Supplied data start

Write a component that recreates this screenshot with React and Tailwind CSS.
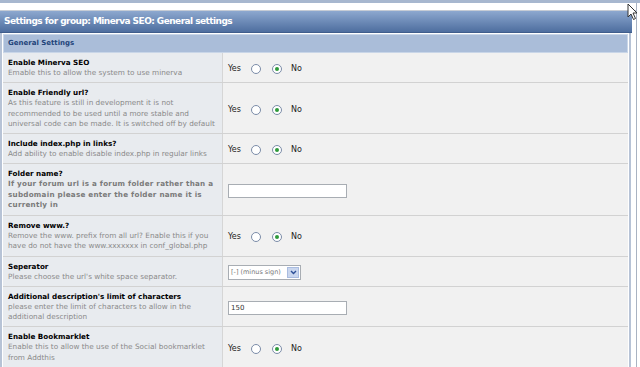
import React from 'react';

const rows = [
  { title: 'Enable Minerva SEO', desc: ['Emable this to allow the system to use minerva'], type: 'radio' },
  {
    title: 'Enable Friendly url?',
    desc: [
      'As this feature is still in development it is not',
      'recommended to be used until a more stable and',
      'universal code can be made. It is switched off by default',
    ],
    type: 'radio',
  },
  { title: 'Include index.php in links?', desc: ['Add ability to enable disable index.php in regular links'], type: 'radio' },
  {
    title: 'Folder name?',
    desc: ['If your forum url is a forum folder rather than a', 'subdomain please enter the folder name it is', 'currently in'],
    boldDesc: true,
    type: 'input',
    value: '',
  },
  {
    title: 'Remove www.?',
    desc: ['Remove the www. prefix from all url? Enable this if you', 'have do not have the www.xxxxxxx in conf_global.php'],
    type: 'radio',
  },
  { title: 'Seperator', desc: ["Please choose the url's white space separator."], type: 'select' },
  {
    title: "Additional description's limit of characters",
    desc: ['please enter the limit of characters to allow in the', 'additional description'],
    type: 'input',
    value: '150',
  },
  {
    title: 'Enable Bookmarklet',
    desc: ['Enable this to allow the use of the Social bookmarklet', 'from Addthis'],
    type: 'radio',
  },
];

const Radio = ({ checked }) => (
  <span className="w-[10px] h-[10px] rounded-full border border-[#7b8ca8] bg-white flex items-center justify-center">
    {checked && <span className="w-[4px] h-[4px] rounded-full bg-[#2f9a3a]" />}
  </span>
);

const Control = ({ row }) => {
  if (row.type === 'radio') {
    return (
      <div className="flex items-center text-[8px] text-[#222]">
        <span>Yes</span>
        <span className="ml-[10px]"><Radio /></span>
        <span className="ml-[11px]"><Radio checked /></span>
        <span className="ml-[9px]">No</span>
      </div>
    );
  }
  if (row.type === 'input') {
    return (
      <div className="w-[119px] h-[14px] border border-[#a8adb3] bg-white text-[7px] text-[#333] leading-[12px] px-[2px]">
        {row.value}
      </div>
    );
  }
  return (
    <div className="w-[73px] h-[15px] border border-[#a8adb3] bg-white flex items-center justify-between pl-[2px] pr-px">
      <span className="text-[6.5px] text-[#777]">[-] (minus sign)</span>
      <span className="w-[12px] h-[11px] bg-[#c9d6ee] border border-[#a9bce0] flex items-center justify-center">
        <svg width="7" height="5" viewBox="0 0 7 5">
          <path d="M1 1 L3.5 3.5 L6 1" fill="none" stroke="#2c4f96" strokeWidth="1.4" />
        </svg>
      </span>
    </div>
  );
};

export default function App() {
  return (
    <div className="relative w-[640px] h-[367px] overflow-hidden bg-white font-['DejaVu_Sans',sans-serif]">
      <div className="h-[3px] bg-[#a7b7cf]" />
      <div className="w-[637px] h-full border-r border-[#a9b3c2]">
        <div className="h-[7px]" />
        <div className="h-px bg-[#c6ccd5]" />
        <div className="w-[632px]">
          <div className="h-[22px] bg-gradient-to-b from-[#8da8cf] to-[#4e6e9f] flex items-center pl-[4px] text-white font-bold text-[9px] tracking-[-0.55px] border-b border-[#3f5d8c]">
            Settings for group: Minerva SEO: General settings
          </div>
          <div className="w-[631px] border-l-2 border-r-2 border-[#b7c3d6] px-px pt-px">
            <div className="h-[19px] bg-[#aabdd9] border border-[#c9d6e8] flex items-center pl-[4px] text-[7px] font-bold text-[#1f4479]">
              General Settings
            </div>
            {rows.map((row, i) => (
              <div key={i} className="flex border-b border-[#d2d2d2]">
                <div className="w-[220px] shrink-0 bg-[#e8ebef] border-r border-[#d6d6d6] pl-[5px] pt-[4px] pb-[4px]">
                  <div className="text-[7.2px] font-bold text-black leading-[11px]">{row.title}</div>
                  {row.desc.map((d, j) => (
                    <div
                      key={j}
                      className={
                        row.boldDesc
                          ? 'text-[7.2px] font-bold text-[#7a7a7a] leading-[10.5px] tracking-[0.25px]'
                          : 'text-[7.3px] text-[#8a8a8a] leading-[10.3px]'
                      }
                    >
                      {d}
                    </div>
                  ))}
                </div>
                <div className="flex-1 bg-[#f1f1f1] flex items-center pl-[5px] pt-[3px]">
                  <Control row={row} />
                </div>
              </div>
            ))}
            <div className="flex h-[20px]">
              <div className="w-[220px] shrink-0 bg-[#e8ebef] border-r border-[#d6d6d6]" />
              <div className="flex-1 bg-[#f1f1f1]" />
            </div>
          </div>
        </div>
      </div>
      <svg className="absolute left-[627px] top-[3px]" width="12" height="18" viewBox="0 0 12 18">
        <path d="M1 1 L1 14 L4 11 L6.5 16.5 L8.5 15.5 L6 10 L10 10 Z" fill="white" stroke="#333" strokeWidth="1" />
      </svg>
    </div>
  );
}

Supplied data end

§ Work to do
Reproduce the whole listing exactly, but not the images in it.

§ Solution to this exercise
Write a component that recreates this screenshot with React and Tailwind CSS.
import React from 'react';

const rows = [
  { title: 'Enable Minerva SEO', desc: ['Emable this to allow the system to use minerva'], type: 'radio' },
  {
    title: 'Enable Friendly url?',
    desc: [
      'As this feature is still in development it is not',
      'recommended to be used until a more stable and',
      'universal code can be made. It is switched off by default',
    ],
    type: 'radio',
  },
  { title: 'Include index.php in links?', desc: ['Add ability to enable disable index.php in regular links'], type: 'radio' },
  {
    title: 'Folder name?',
    desc: ['If your forum url is a forum folder rather than a', 'subdomain please enter the folder name it is', 'currently in'],
    boldDesc: true,
    type: 'input',
    value: '',
  },
  {
    title: 'Remove www.?',
    desc: ['Remove the www. prefix from all url? Enable this if you', 'have do not have the www.xxxxxxx in conf_global.php'],
    type: 'radio',
  },
  { title: 'Seperator', desc: ["Please choose the url's white space separator."], type: 'select' },
  {
    title: "Additional description's limit of characters",
    desc: ['please enter the limit of characters to allow in the', 'additional description'],
    type: 'input',
    value: '150',
  },
  {
    title: 'Enable Bookmarklet',
    desc: ['Enable this to allow the use of the Social bookmarklet', 'from Addthis'],
    type: 'radio',
  },
];

const Radio = ({ checked }) => (
  <span className="w-[10px] h-[10px] rounded-full border border-[#7b8ca8] bg-white flex items-center justify-center">
    {checked && <span className="w-[4px] h-[4px] rounded-full bg-[#2f9a3a]" />}
  </span>
);

const Control = ({ row }) => {
  if (row.type === 'radio') {
    return (
      <div className="flex items-center text-[8px] text-[#222]">
        <span>Yes</span>
        <span className="ml-[10px]"><Radio /></span>
        <span className="ml-[11px]"><Radio checked /></span>
        <span className="ml-[9px]">No</span>
      </div>
    );
  }
  if (row.type === 'input') {
    return (
      <div className="w-[119px] h-[14px] border border-[#a8adb3] bg-white text-[7px] text-[#333] leading-[12px] px-[2px]">
        {row.value}
      </div>
    );
  }
  return (
    <div className="w-[73px] h-[15px] border border-[#a8adb3] bg-white flex items-center justify-between pl-[2px] pr-px">
      <span className="text-[6.5px] text-[#777]">[-] (minus sign)</span>
      <span className="w-[12px] h-[11px] bg-[#c9d6ee] border border-[#a9bce0] flex items-center justify-center">
        <svg width="7" height="5" viewBox="0 0 7 5">
          <path d="M1 1 L3.5 3.5 L6 1" fill="none" stroke="#2c4f96" strokeWidth="1.4" />
        </svg>
      </span>
    </div>
  );
};

export default function App() {
  return (
    <div className="relative w-[640px] h-[367px] overflow-hidden bg-white font-['DejaVu_Sans',sans-serif]">
      <div className="h-[3px] bg-[#a7b7cf]" />
      <div className="w-[637px] h-full border-r border-[#a9b3c2]">
        <div className="h-[7px]" />
        <div className="h-px bg-[#c6ccd5]" />
        <div className="w-[632px]">
          <div className="h-[22px] bg-gradient-to-b from-[#8da8cf] to-[#4e6e9f] flex items-center pl-[4px] text-white font-bold text-[9px] tracking-[-0.55px] border-b border-[#3f5d8c]">
            Settings for group: Minerva SEO: General settings
          </div>
          <div className="w-[631px] border-l-2 border-r-2 border-[#b7c3d6] px-px pt-px">
            <div className="h-[19px] bg-[#aabdd9] border border-[#c9d6e8] flex items-center pl-[4px] text-[7px] font-bold text-[#1f4479]">
              General Settings
            </div>
            {rows.map((row, i) => (
              <div key={i} className="flex border-b border-[#d2d2d2]">
                <div className="w-[220px] shrink-0 bg-[#e8ebef] border-r border-[#d6d6d6] pl-[5px] pt-[4px] pb-[4px]">
                  <div className="text-[7.2px] font-bold text-black leading-[11px]">{row.title}</div>
                  {row.desc.map((d, j) => (
                    <div
                      key={j}
                      className={
                        row.boldDesc
                          ? 'text-[7.2px] font-bold text-[#7a7a7a] leading-[10.5px] tracking-[0.25px]'
                          : 'text-[7.3px] text-[#8a8a8a] leading-[10.3px]'
                      }
                    >
                      {d}
                    </div>
                  ))}
                </div>
                <div className="flex-1 bg-[#f1f1f1] flex items-center pl-[5px] pt-[3px]">
                  <Control row={row} />
                </div>
              </div>
            ))}
            <div className="flex h-[20px]">
              <div className="w-[220px] shrink-0 bg-[#e8ebef] border-r border-[#d6d6d6]" />
              <div className="flex-1 bg-[#f1f1f1]" />
            </div>
          </div>
        </div>
      </div>
      <svg className="absolute left-[627px] top-[3px]" width="12" height="18" viewBox="0 0 12 18">
        <path d="M1 1 L1 14 L4 11 L6.5 16.5 L8.5 15.5 L6 10 L10 10 Z" fill="white" stroke="#333" strokeWidth="1" />
      </svg>
    </div>
  );
}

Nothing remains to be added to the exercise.